Tomemos como exemplo as máscaras, um recurso que não exige maiores sacrifícios para prevenir o risco de contágio. Os estudos convergem para uma redução substancial de contaminação com o uso adequado de máscaras eficazes. No entanto, apesar da obrigação moral e ética, e agora legal, de se usar máscaras em cidades devastadas pela doença, ainda se vê um festival de pessoas ignorando o apetrecho ou empregando-o como secador de suor na papada.
Usar ou não máscaras, e de forma apropriada, é como dirigir um carro. Imagine um motorista de automóvel revisado, rodando em estrada segura a 80 km/h, enquanto um outro, alcoolizado na direção de um veículo com freios e pneus gastos, zune a 140 km/h numa rodovia sinuosa em noite de chuva. O que vai a 80 km/h não está imune a um acidente, mas o irresponsável que desconsidera as regras de segurança tem enorme probabilidade de frequentar as estatísticas macabras e, pela sua atitude, de matar inocentes.
No caso da covid-19, há legiões de vítimas que se cuidam e ainda assim são contaminadas, no mais das vezes como consequência de uma situação imprevista, de circunstâncias obrigatórias, como trabalhadores em serviços essenciais, ou de irresponsabilidades alheias. É aquela situação dos passageiros de um ônibus cujo motorista perde a direção e rola numa ribanceira. As vítimas presas aos assentos são resultado de descuido do motorista, de falha na manutenção do veículo ou de manobras criminosas de terceiros – ou seja, da irresponsabilidade com a vida dos outros, em última análise.

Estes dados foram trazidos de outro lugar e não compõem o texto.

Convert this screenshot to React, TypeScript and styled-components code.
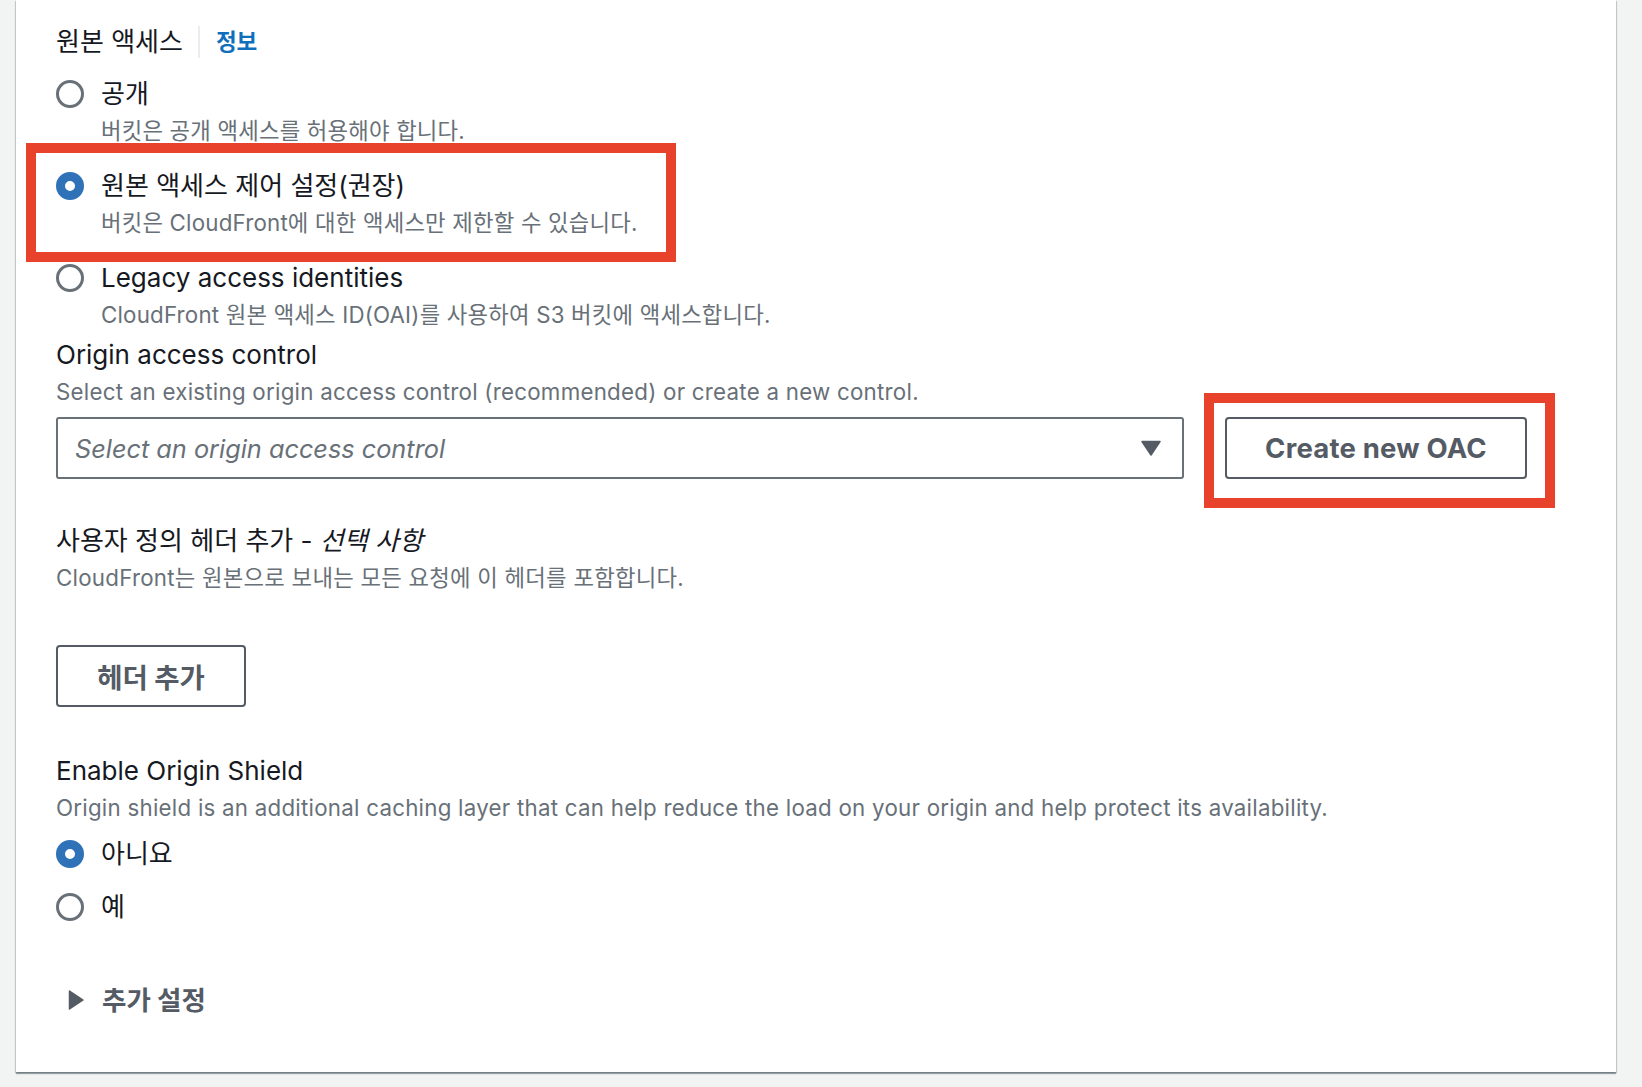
import React from "react";
import styled, { createGlobalStyle, css } from "styled-components";

const FONT = `Inter, "Noto Sans CJK KR", sans-serif`;

const GlobalStyle = createGlobalStyle`
  html, body { margin: 0; padding: 0; background: #f2f3f3; }
  body { font-family: ${FONT}; color: #16191f; -webkit-font-smoothing: antialiased; }
  *, *::before, *::after { box-sizing: border-box; }
`;

const Page = styled.div`
  padding: 0 26px 15px 16px;
  min-height: 100vh;
`;

const Card = styled.section`
  background: #ffffff;
  box-shadow: 0 2px 1px 0 rgba(0, 28, 36, 0.35), 1px 1px 1px 0 rgba(0, 28, 36, 0.15),
    -1px 1px 1px 0 rgba(0, 28, 36, 0.15);
  padding: 24px 40px 53px 40px;
  display: flex;
  flex-direction: column;
`;

const HeadingRow = styled.div`
  display: flex;
  align-items: center;
  height: 36px;
`;

const HeadingText = styled.span`
  font-size: 26px;
  line-height: 36px;
  color: #16191f;
`;

const Divider = styled.span`
  width: 2px;
  height: 32px;
  background: #eaeded;
  margin: 0 16px 0 15px;
`;

const InfoLink = styled.a`
  font-size: 22.5px;
  font-weight: 700;
  line-height: 36px;
  color: #0f6fbd;
  text-decoration: none;
`;

const RadioGroup = styled.div<{ $top: number; $gap: number }>`
  display: flex;
  flex-direction: column;
  gap: ${(p) => p.$gap}px;
  margin-top: ${(p) => p.$top}px;
`;

const Option = styled.div<{ $highlight?: boolean }>`
  display: flex;
  flex-direction: column;
  position: relative;
  ${(p) =>
    p.$highlight &&
    css`
      &::after {
        content: "";
        position: absolute;
        top: -24px;
        left: -30px;
        width: 650px;
        bottom: -21px;
        border: 10px solid #e8412c;
        pointer-events: none;
      }
    `}
`;

const LabelRow = styled.label`
  display: flex;
  align-items: center;
  gap: 17px;
  height: 38px;
  cursor: pointer;
`;

const Circle = styled.span<{ $checked?: boolean }>`
  flex: 0 0 28px;
  width: 28px;
  height: 28px;
  border-radius: 50%;
  background: #ffffff;
  border: ${(p) => (p.$checked ? "9px solid #2f72b8" : "3px solid #687078")};
`;

const RadioText = styled.span`
  font-size: 26px;
  line-height: 38px;
  color: #16191f;
  white-space: nowrap;
`;

const OptionDesc = styled.div`
  padding-left: 45px;
  font-size: 22.3px;
  letter-spacing: 0.2px;
  line-height: 36px;
  color: #687078;
  white-space: nowrap;
`;

const Field = styled.div<{ $top: number }>`
  display: flex;
  flex-direction: column;
  margin-top: ${(p) => p.$top}px;
`;

const FieldLabel = styled.div`
  font-size: 26px;
  line-height: 36px;
  color: #16191f;
  white-space: nowrap;
  em {
    font-style: italic;
  }
`;

const FieldDesc = styled.div`
  font-size: 22.3px;
  letter-spacing: 0.25px;
  line-height: 38px;
  color: #687078;
  white-space: nowrap;
`;

const ControlRow = styled.div`
  display: flex;
  align-items: center;
  gap: 41px;
  margin-top: 6px;
`;

const SelectBox = styled.div`
  flex: 0 0 1128px;
  height: 62px;
  border: 2px solid #687078;
  border-radius: 3px;
  display: flex;
  align-items: center;
  justify-content: space-between;
  padding: 0 21px 0 17px;
`;

const Placeholder = styled.span`
  font-size: 25.3px;
  font-style: italic;
  color: #687078;
  white-space: nowrap;
`;

const Annotated = styled.div<{ $top: number; $right: number; $bottom: number; $left: number }>`
  position: relative;
  display: flex;
  &::after {
    content: "";
    position: absolute;
    top: -${(p) => p.$top}px;
    right: -${(p) => p.$right}px;
    bottom: -${(p) => p.$bottom}px;
    left: -${(p) => p.$left}px;
    border: 10px solid #e8412c;
    pointer-events: none;
  }
`;

const Button = styled.button<{ $width: number; $size: number; $spacing?: number }>`
  width: ${(p) => p.$width}px;
  height: 62px;
  background: #ffffff;
  border: 2px solid #545b64;
  border-radius: 4px;
  color: #545b64;
  font-family: ${FONT};
  font-size: ${(p) => p.$size}px;
  letter-spacing: ${(p) => p.$spacing ?? 0}px;
  font-weight: 700;
  padding: 0;
  white-space: nowrap;
  cursor: pointer;
`;

const ButtonSlot = styled.div<{ $top: number }>`
  display: flex;
  margin-top: ${(p) => p.$top}px;
`;

const Expander = styled.div<{ $top: number }>`
  display: flex;
  align-items: center;
  height: 38px;
  margin-top: ${(p) => p.$top}px;
  padding-left: 12px;
  gap: 18px;
  cursor: pointer;
`;

const ExpanderText = styled.span`
  font-size: 26.5px;
  font-weight: 700;
  color: #545b64;
  line-height: 38px;
`;

type Opt = { label: string; desc?: string; checked?: boolean; highlight?: boolean };

const Radio: React.FC<Opt> = ({ label, desc, checked, highlight }) => (
  <Option $highlight={highlight}>
    <LabelRow>
      <Circle $checked={checked} />
      <RadioText>{label}</RadioText>
    </LabelRow>
    {desc && <OptionDesc>{desc}</OptionDesc>}
  </Option>
);

const Caret = () => (
  <svg width="20" height="16" viewBox="0 0 20 16" aria-hidden>
    <path d="M1 1.5 L19 1.5 L10 15 Z" fill="#545b64" stroke="#545b64" strokeWidth="1.5" strokeLinejoin="round" />
  </svg>
);

const RightTriangle = () => (
  <svg width="16" height="20" viewBox="0 0 16 20" aria-hidden>
    <path d="M1.5 1 L15 10 L1.5 19 Z" fill="#545b64" stroke="#545b64" strokeWidth="1.5" strokeLinejoin="round" />
  </svg>
);

export default function App() {
  return (
    <>
      <GlobalStyle />
      <Page>
        <Card>
          <HeadingRow>
            <HeadingText>원본 액세스</HeadingText>
            <Divider />
            <InfoLink href="#">정보</InfoLink>
          </HeadingRow>

          <RadioGroup $top={15} $gap={18}>
            <Radio label="공개" desc="버킷은 공개 액세스를 허용해야 합니다." />
            <Radio
              label="원본 액세스 제어 설정(권장)"
              desc="버킷은 CloudFront에 대한 액세스만 제한할 수 있습니다."
              checked
              highlight
            />
            <Radio
              label="Legacy access identities"
              desc="CloudFront 원본 액세스 ID(OAI)를 사용하여 S3 버킷에 액세스합니다."
            />
          </RadioGroup>

          <Field $top={4}>
            <FieldLabel>Origin access control</FieldLabel>
            <FieldDesc>Select an existing origin access control (recommended) or create a new control.</FieldDesc>
            <ControlRow>
              <SelectBox>
                <Placeholder>Select an origin access control</Placeholder>
                <Caret />
              </SelectBox>
              <Annotated $top={24} $right={28} $bottom={29} $left={21}>
                <Button $width={302} $size={27.5} $spacing={0.2}>
                  Create new OAC
                </Button>
              </Annotated>
            </ControlRow>
          </Field>

          <Field $top={44}>
            <FieldLabel>
              사용자 정의 헤더 추가 - <em>선택 사항</em>
            </FieldLabel>
            <FieldDesc>CloudFront는 원본으로 보내는 모든 요청에 이 헤더를 포함합니다.</FieldDesc>
          </Field>
          <ButtonSlot $top={48}>
            <Button $width={190} $size={27.5}>
              헤더 추가
            </Button>
          </ButtonSlot>

          <Field $top={46}>
            <FieldLabel>Enable Origin Shield</FieldLabel>
            <FieldDesc>
              Origin shield is an additional caching layer that can help reduce the load on your origin and help
              protect its availability.
            </FieldDesc>
          </Field>
          <RadioGroup $top={8} $gap={15}>
            <Radio label="아니요" checked />
            <Radio label="예" />
          </RadioGroup>

          <Expander $top={55}>
            <RightTriangle />
            <ExpanderText>추가 설정</ExpanderText>
          </Expander>
        </Card>
      </Page>
    </>
  );
}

Aglomerações irresponsáveis, festas, conversas sem máscara fora do círculo íntimo familiar e uma cultura de negacionismo, individualismo e, principalmente, do egoísmo do danem-se-os-outros reforçam o coquetel sinistro que nos trouxe a essa situação catastrófica. Assim como não há polícia suficiente para vigiar cada veículo, motorista ou curva, na pandemia somente a consciência individual será capaz de criar a ordem coletiva que gerará o bem de todos. Mas é preciso, primeiro, ter consciência disso.